Producenci prześcigają się w pomysłach, by zadowolić małych konsumentów. Na rynku znajdziemy najróżniejsze zestawy z serii "zrób to sam", dzięki którym dziecko pozna wartość wysiłku włożonego w samodzielne zbudowanie ciekawej zabawki. Maluch może projektować, konstruować oraz rozbudowywać rozmaite gadżety i odkrywać w ten sposób coraz to nowe pasje.
Gry planszowe
To najlepsza metoda na naukę logicznego myślenia i współzawodnictwa. Idealna alternatywa dla gier komputerowych, a jednocześnie świetny sposób na zagospodarowanie rodzinnych wieczorów. Zwłaszcza, że dzisiejsze gry projektowane są w taki sposób, by przypadły do gustu zarówno dzieciom, jak i dorosłym – zasady są nieskomplikowane, jednak gra wymaga kombinowania i odpowiedniej strategii.

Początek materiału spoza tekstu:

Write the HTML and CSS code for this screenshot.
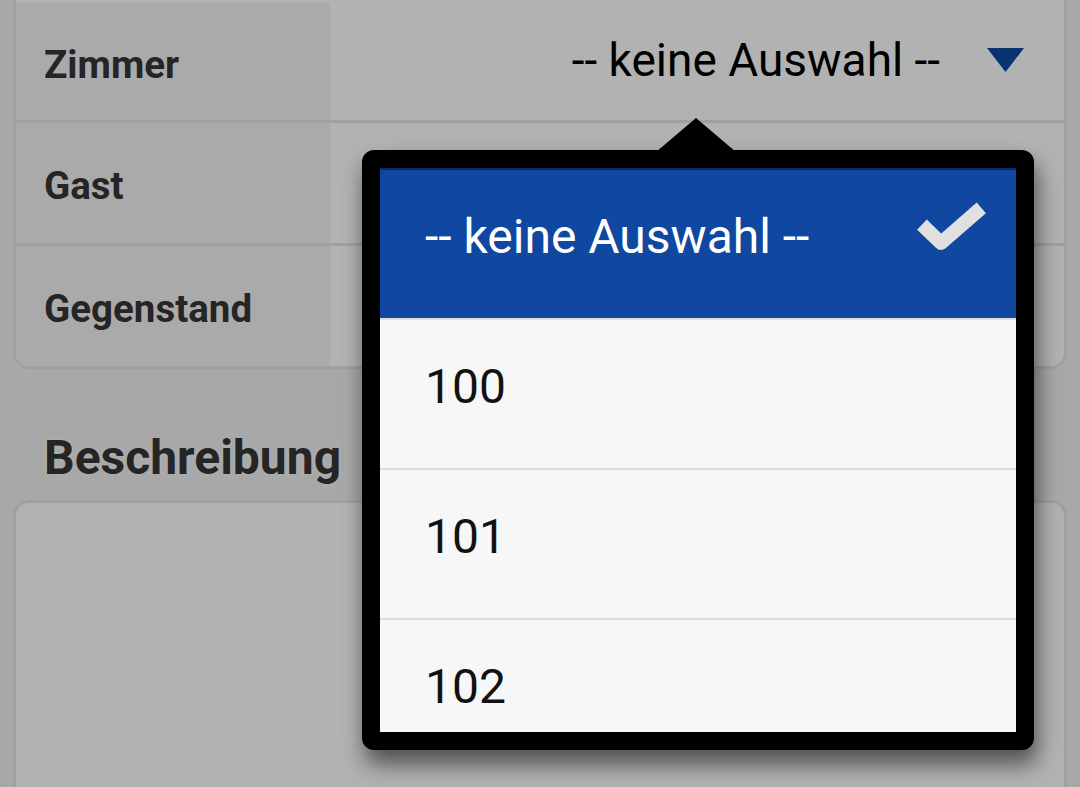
FILE: index.html
```html
<!DOCTYPE html>
<html>
<head>
	<title>Meldung</title>
	<meta name="viewport" content="width=device-width, initial-scale=1" />
	<link rel="stylesheet" href="styles.css">
</head>
<body>
	<div class="page">
		<div class="panel">
			<div class="row">
				<div class="label">Zimmer</div>
				<div class="value">
					<span>-- keine Auswahl --</span>
					<svg class="caret" width="37" height="24" viewBox="0 0 37 24"><polygon points="0,0 37,0 18.5,24" fill="#0f47a1"/></svg>
				</div>
			</div>
			<div class="row">
				<div class="label">Gast</div>
				<div class="value"></div>
			</div>
			<div class="row">
				<div class="label">Gegenstand</div>
				<div class="value"></div>
			</div>
		</div>

		<h2 class="section-title">Beschreibung</h2>
		<div class="textbox"></div>
	</div>

	<div class="overlay"></div>

	<div class="picker">
		<div class="picker-arrow"></div>
		<div class="options">
			<div class="option selected">
				<span>-- keine Auswahl --</span>
				<svg class="check" width="100" height="70" viewBox="0 0 100 70"><polyline points="27,37.5 41,51 76,20.5" fill="none" stroke="#e0e0e0" stroke-width="14" stroke-linecap="square" stroke-linejoin="round"/></svg>
			</div>
			<div class="option"><span>100</span></div>
			<div class="option"><span>101</span></div>
			<div class="option"><span>102</span></div>
		</div>
	</div>
</body>
</html>
```

FILE: styles.css
```css
html, body {
	height: 100%;
}

body {
	margin: 0;
	background-color: #f1f1f1;
	font-family: Roboto, "Noto Sans", sans-serif;
	color: #333;
	overflow: hidden;
}

.page {
	padding: 0 13px;
}

.panel {
	margin-top: -3px;
	background-color: #fff;
	border: 3px solid #e5e5e5;
	border-radius: 0 0 16px 16px;
	overflow: hidden;
}

.row {
	display: flex;
	height: 120px;
}

.row + .row {
	border-top: 3px solid #e5e5e5;
}

.row:first-child .label {
	margin-top: 3px;
}

.label {
	width: 286px;
	padding: 5px 0 0 28px;
	background-color: #f4f4f4;
	display: flex;
	align-items: center;
	font-size: 38.5px;
	font-weight: 700;
	color: #363636;
}

.value {
	flex: 1;
	display: flex;
	align-items: center;
	justify-content: flex-end;
	gap: 47px;
	padding-right: 40px;
	font-size: 46px;
	color: #000;
}

.caret {
	display: block;
}

.section-title {
	margin: 60px 0 14px;
	padding-left: 31px;
	font-size: 48px;
	font-weight: 700;
	line-height: normal;
	color: #363636;
	text-shadow: 0 0 4px rgba(255, 255, 255, 0.9);
}

.textbox {
	height: 320px;
	background-color: #fff;
	border: 3px solid #e5e5e5;
	border-radius: 16px;
}

.overlay {
	position: fixed;
	top: 0;
	left: 0;
	right: 0;
	bottom: 0;
	background-color: rgba(0, 0, 0, 0.3);
}

.picker {
	position: absolute;
	left: 362px;
	top: 150px;
	width: 636px;
	height: 564px;
	border: 18px solid #000;
	border-radius: 12px;
	background-color: #000;
	box-shadow: 3px 14px 22px rgba(0, 0, 0, 0.55);
}

.picker-arrow {
	position: absolute;
	left: 276px;
	top: -50px;
	width: 80px;
	height: 34px;
	background-color: #000;
	clip-path: polygon(50% 0, 100% 100%, 0 100%);
}

.options {
	height: 100%;
	overflow: hidden;
	background-color: #f7f7f7;
}

.option {
	display: flex;
	align-items: center;
	height: 150px;
	box-sizing: border-box;
	padding: 0 16px 16px 45px;
	border-bottom: 2px solid #dddddd;
	font-size: 48px;
	color: #111;
}

.option.selected {
	height: 152px;
	border-top: 2px solid #0a2c66;
	background-color: #0f47a1;
	color: #fff;
}

.option.selected .check {
	display: block;
	margin-left: auto;
	margin-top: -19px;
}
```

Jak wynika z rankingu opracowanego na podstawie danych wyszukiwania, w minionym roku największą popularnością cieszyły się gry strategiczne, wymagające np. wcielenia się w określonego bohatera, który musi zebrać różnorodne zasoby, by pokonać przeciwników, a także w ciekawy sposób zmodyfikowane gry karciane.
Książka
To bez wątpienia jeden z najlepszych prezentów, jakie możemy sprawić maluchowi. Nikt nie zna dziecka lepiej niż rodzic, dlatego, nawet jeśli pociecha zazwyczaj niezbyt chętnie siada do lektury, na dzisiejszym rynku księgarskim z pewnością znajdziemy pozycję dopasowaną do jej zainteresowań.
Albumy, komiksy i książki interaktywne kuszą piękną szatą graficzną i ciekawym spojrzeniem na problemy, z jakimi na co dzień spotyka się kilku- czy kilkunastolatek. Warto sięgać po nowości wydawnicze, ale i po klasyki, które niegdyś rozbudzały naszą wyobraźnię. Kto wie, może stwierdzenie „w twoim wieku uwielbiałem tę książkę” wystarczy, by przekonać dziecko do lektury, którą warto później wspólnie przedyskutować.